Print the listing as it stands, omitting all images.

================

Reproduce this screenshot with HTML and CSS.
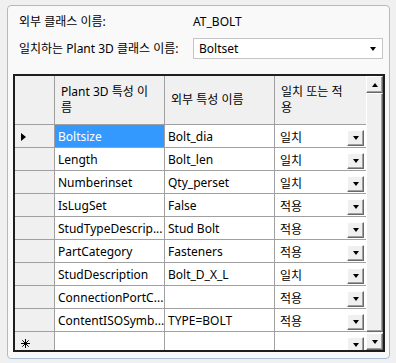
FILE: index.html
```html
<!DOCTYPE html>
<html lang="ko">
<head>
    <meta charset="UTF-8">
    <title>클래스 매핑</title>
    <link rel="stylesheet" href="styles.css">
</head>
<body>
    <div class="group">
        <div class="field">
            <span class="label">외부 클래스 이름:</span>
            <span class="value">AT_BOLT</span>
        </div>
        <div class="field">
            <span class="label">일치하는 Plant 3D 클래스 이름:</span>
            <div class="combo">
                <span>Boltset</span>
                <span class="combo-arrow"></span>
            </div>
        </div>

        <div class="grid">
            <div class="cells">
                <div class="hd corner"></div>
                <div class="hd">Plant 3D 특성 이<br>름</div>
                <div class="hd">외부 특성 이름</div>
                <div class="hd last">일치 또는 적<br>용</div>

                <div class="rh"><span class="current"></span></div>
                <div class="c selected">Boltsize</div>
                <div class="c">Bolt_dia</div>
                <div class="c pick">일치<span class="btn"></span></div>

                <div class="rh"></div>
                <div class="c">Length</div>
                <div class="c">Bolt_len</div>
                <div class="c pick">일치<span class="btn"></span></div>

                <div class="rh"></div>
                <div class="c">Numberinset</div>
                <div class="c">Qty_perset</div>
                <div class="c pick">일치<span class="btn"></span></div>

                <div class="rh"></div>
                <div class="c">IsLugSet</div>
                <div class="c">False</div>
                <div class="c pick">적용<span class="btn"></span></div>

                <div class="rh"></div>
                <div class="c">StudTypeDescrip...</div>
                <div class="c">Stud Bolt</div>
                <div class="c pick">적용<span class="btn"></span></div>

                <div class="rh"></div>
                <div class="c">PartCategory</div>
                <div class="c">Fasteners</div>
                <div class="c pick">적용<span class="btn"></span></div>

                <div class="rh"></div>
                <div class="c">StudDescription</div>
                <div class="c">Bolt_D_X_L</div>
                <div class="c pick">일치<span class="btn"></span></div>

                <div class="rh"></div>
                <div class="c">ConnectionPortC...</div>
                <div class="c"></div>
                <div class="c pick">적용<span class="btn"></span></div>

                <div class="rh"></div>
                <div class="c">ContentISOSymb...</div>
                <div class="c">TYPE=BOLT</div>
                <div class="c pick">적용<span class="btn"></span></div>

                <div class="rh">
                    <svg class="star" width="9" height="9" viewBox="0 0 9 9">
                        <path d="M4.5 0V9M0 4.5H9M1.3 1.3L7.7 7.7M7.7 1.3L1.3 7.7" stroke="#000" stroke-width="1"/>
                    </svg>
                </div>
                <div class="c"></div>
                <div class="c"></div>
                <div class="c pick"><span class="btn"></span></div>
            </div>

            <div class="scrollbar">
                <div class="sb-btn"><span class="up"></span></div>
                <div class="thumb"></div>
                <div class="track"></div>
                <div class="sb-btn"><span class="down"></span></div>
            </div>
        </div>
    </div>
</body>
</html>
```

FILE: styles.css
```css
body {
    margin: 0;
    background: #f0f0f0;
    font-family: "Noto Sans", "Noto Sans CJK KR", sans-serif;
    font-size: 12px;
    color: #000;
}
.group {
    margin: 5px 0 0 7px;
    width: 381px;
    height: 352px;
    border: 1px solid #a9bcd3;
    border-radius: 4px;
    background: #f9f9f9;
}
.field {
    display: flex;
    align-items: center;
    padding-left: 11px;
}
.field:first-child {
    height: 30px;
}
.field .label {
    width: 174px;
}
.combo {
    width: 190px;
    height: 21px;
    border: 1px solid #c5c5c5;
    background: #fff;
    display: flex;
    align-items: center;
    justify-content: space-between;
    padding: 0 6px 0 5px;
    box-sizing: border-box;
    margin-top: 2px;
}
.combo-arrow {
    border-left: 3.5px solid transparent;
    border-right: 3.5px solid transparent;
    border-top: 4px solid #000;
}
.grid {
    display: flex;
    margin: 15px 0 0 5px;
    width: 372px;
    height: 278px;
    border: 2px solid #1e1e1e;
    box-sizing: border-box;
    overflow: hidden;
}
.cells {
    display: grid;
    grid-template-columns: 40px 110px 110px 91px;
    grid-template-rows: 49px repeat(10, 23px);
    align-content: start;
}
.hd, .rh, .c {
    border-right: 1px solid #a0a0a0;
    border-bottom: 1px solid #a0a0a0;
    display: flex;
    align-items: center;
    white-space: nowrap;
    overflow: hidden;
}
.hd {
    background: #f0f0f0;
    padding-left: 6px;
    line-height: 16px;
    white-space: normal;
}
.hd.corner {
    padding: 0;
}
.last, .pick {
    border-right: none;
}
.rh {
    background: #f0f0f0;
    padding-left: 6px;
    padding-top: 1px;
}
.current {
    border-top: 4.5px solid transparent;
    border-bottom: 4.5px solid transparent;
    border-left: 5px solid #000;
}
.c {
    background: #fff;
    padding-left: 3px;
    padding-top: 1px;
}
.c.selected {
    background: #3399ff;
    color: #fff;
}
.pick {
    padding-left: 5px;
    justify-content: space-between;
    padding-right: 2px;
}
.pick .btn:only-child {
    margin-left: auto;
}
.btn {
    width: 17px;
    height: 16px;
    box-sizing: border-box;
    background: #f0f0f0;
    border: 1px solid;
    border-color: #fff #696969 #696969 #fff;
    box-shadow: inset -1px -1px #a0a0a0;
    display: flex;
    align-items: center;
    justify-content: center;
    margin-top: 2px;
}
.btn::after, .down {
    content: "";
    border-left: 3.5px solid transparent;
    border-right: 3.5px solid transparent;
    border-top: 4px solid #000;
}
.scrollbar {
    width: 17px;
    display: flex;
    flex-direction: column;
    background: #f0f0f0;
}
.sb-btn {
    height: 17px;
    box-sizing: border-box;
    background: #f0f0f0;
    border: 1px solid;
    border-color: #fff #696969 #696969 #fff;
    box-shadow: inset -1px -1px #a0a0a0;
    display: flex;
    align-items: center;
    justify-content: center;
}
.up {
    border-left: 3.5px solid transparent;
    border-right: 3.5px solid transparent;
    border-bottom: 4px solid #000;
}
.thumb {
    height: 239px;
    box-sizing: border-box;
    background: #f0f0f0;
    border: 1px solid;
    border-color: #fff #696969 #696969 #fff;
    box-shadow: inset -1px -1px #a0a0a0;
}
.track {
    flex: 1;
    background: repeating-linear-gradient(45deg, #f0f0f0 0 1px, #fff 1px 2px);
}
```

================

Solution to the problem ->
Reproduce this screenshot with HTML and CSS.
FILE: index.html
```html
<!DOCTYPE html>
<html lang="ko">
<head>
    <meta charset="UTF-8">
    <title>클래스 매핑</title>
    <link rel="stylesheet" href="styles.css">
</head>
<body>
    <div class="group">
        <div class="field">
            <span class="label">외부 클래스 이름:</span>
            <span class="value">AT_BOLT</span>
        </div>
        <div class="field">
            <span class="label">일치하는 Plant 3D 클래스 이름:</span>
            <div class="combo">
                <span>Boltset</span>
                <span class="combo-arrow"></span>
            </div>
        </div>

        <div class="grid">
            <div class="cells">
                <div class="hd corner"></div>
                <div class="hd">Plant 3D 특성 이<br>름</div>
                <div class="hd">외부 특성 이름</div>
                <div class="hd last">일치 또는 적<br>용</div>

                <div class="rh"><span class="current"></span></div>
                <div class="c selected">Boltsize</div>
                <div class="c">Bolt_dia</div>
                <div class="c pick">일치<span class="btn"></span></div>

                <div class="rh"></div>
                <div class="c">Length</div>
                <div class="c">Bolt_len</div>
                <div class="c pick">일치<span class="btn"></span></div>

                <div class="rh"></div>
                <div class="c">Numberinset</div>
                <div class="c">Qty_perset</div>
                <div class="c pick">일치<span class="btn"></span></div>

                <div class="rh"></div>
                <div class="c">IsLugSet</div>
                <div class="c">False</div>
                <div class="c pick">적용<span class="btn"></span></div>

                <div class="rh"></div>
                <div class="c">StudTypeDescrip...</div>
                <div class="c">Stud Bolt</div>
                <div class="c pick">적용<span class="btn"></span></div>

                <div class="rh"></div>
                <div class="c">PartCategory</div>
                <div class="c">Fasteners</div>
                <div class="c pick">적용<span class="btn"></span></div>

                <div class="rh"></div>
                <div class="c">StudDescription</div>
                <div class="c">Bolt_D_X_L</div>
                <div class="c pick">일치<span class="btn"></span></div>

                <div class="rh"></div>
                <div class="c">ConnectionPortC...</div>
                <div class="c"></div>
                <div class="c pick">적용<span class="btn"></span></div>

                <div class="rh"></div>
                <div class="c">ContentISOSymb...</div>
                <div class="c">TYPE=BOLT</div>
                <div class="c pick">적용<span class="btn"></span></div>

                <div class="rh">
                    <svg class="star" width="9" height="9" viewBox="0 0 9 9">
                        <path d="M4.5 0V9M0 4.5H9M1.3 1.3L7.7 7.7M7.7 1.3L1.3 7.7" stroke="#000" stroke-width="1"/>
                    </svg>
                </div>
                <div class="c"></div>
                <div class="c"></div>
                <div class="c pick"><span class="btn"></span></div>
            </div>

            <div class="scrollbar">
                <div class="sb-btn"><span class="up"></span></div>
                <div class="thumb"></div>
                <div class="track"></div>
                <div class="sb-btn"><span class="down"></span></div>
            </div>
        </div>
    </div>
</body>
</html>
```

FILE: styles.css
```css
body {
    margin: 0;
    background: #f0f0f0;
    font-family: "Noto Sans", "Noto Sans CJK KR", sans-serif;
    font-size: 12px;
    color: #000;
}
.group {
    margin: 5px 0 0 7px;
    width: 381px;
    height: 352px;
    border: 1px solid #a9bcd3;
    border-radius: 4px;
    background: #f9f9f9;
}
.field {
    display: flex;
    align-items: center;
    padding-left: 11px;
}
.field:first-child {
    height: 30px;
}
.field .label {
    width: 174px;
}
.combo {
    width: 190px;
    height: 21px;
    border: 1px solid #c5c5c5;
    background: #fff;
    display: flex;
    align-items: center;
    justify-content: space-between;
    padding: 0 6px 0 5px;
    box-sizing: border-box;
    margin-top: 2px;
}
.combo-arrow {
    border-left: 3.5px solid transparent;
    border-right: 3.5px solid transparent;
    border-top: 4px solid #000;
}
.grid {
    display: flex;
    margin: 15px 0 0 5px;
    width: 372px;
    height: 278px;
    border: 2px solid #1e1e1e;
    box-sizing: border-box;
    overflow: hidden;
}
.cells {
    display: grid;
    grid-template-columns: 40px 110px 110px 91px;
    grid-template-rows: 49px repeat(10, 23px);
    align-content: start;
}
.hd, .rh, .c {
    border-right: 1px solid #a0a0a0;
    border-bottom: 1px solid #a0a0a0;
    display: flex;
    align-items: center;
    white-space: nowrap;
    overflow: hidden;
}
.hd {
    background: #f0f0f0;
    padding-left: 6px;
    line-height: 16px;
    white-space: normal;
}
.hd.corner {
    padding: 0;
}
.last, .pick {
    border-right: none;
}
.rh {
    background: #f0f0f0;
    padding-left: 6px;
    padding-top: 1px;
}
.current {
    border-top: 4.5px solid transparent;
    border-bottom: 4.5px solid transparent;
    border-left: 5px solid #000;
}
.c {
    background: #fff;
    padding-left: 3px;
    padding-top: 1px;
}
.c.selected {
    background: #3399ff;
    color: #fff;
}
.pick {
    padding-left: 5px;
    justify-content: space-between;
    padding-right: 2px;
}
.pick .btn:only-child {
    margin-left: auto;
}
.btn {
    width: 17px;
    height: 16px;
    box-sizing: border-box;
    background: #f0f0f0;
    border: 1px solid;
    border-color: #fff #696969 #696969 #fff;
    box-shadow: inset -1px -1px #a0a0a0;
    display: flex;
    align-items: center;
    justify-content: center;
    margin-top: 2px;
}
.btn::after, .down {
    content: "";
    border-left: 3.5px solid transparent;
    border-right: 3.5px solid transparent;
    border-top: 4px solid #000;
}
.scrollbar {
    width: 17px;
    display: flex;
    flex-direction: column;
    background: #f0f0f0;
}
.sb-btn {
    height: 17px;
    box-sizing: border-box;
    background: #f0f0f0;
    border: 1px solid;
    border-color: #fff #696969 #696969 #fff;
    box-shadow: inset -1px -1px #a0a0a0;
    display: flex;
    align-items: center;
    justify-content: center;
}
.up {
    border-left: 3.5px solid transparent;
    border-right: 3.5px solid transparent;
    border-bottom: 4px solid #000;
}
.thumb {
    height: 239px;
    box-sizing: border-box;
    background: #f0f0f0;
    border: 1px solid;
    border-color: #fff #696969 #696969 #fff;
    box-shadow: inset -1px -1px #a0a0a0;
}
.track {
    flex: 1;
    background: repeating-linear-gradient(45deg, #f0f0f0 0 1px, #fff 1px 2px);
}
```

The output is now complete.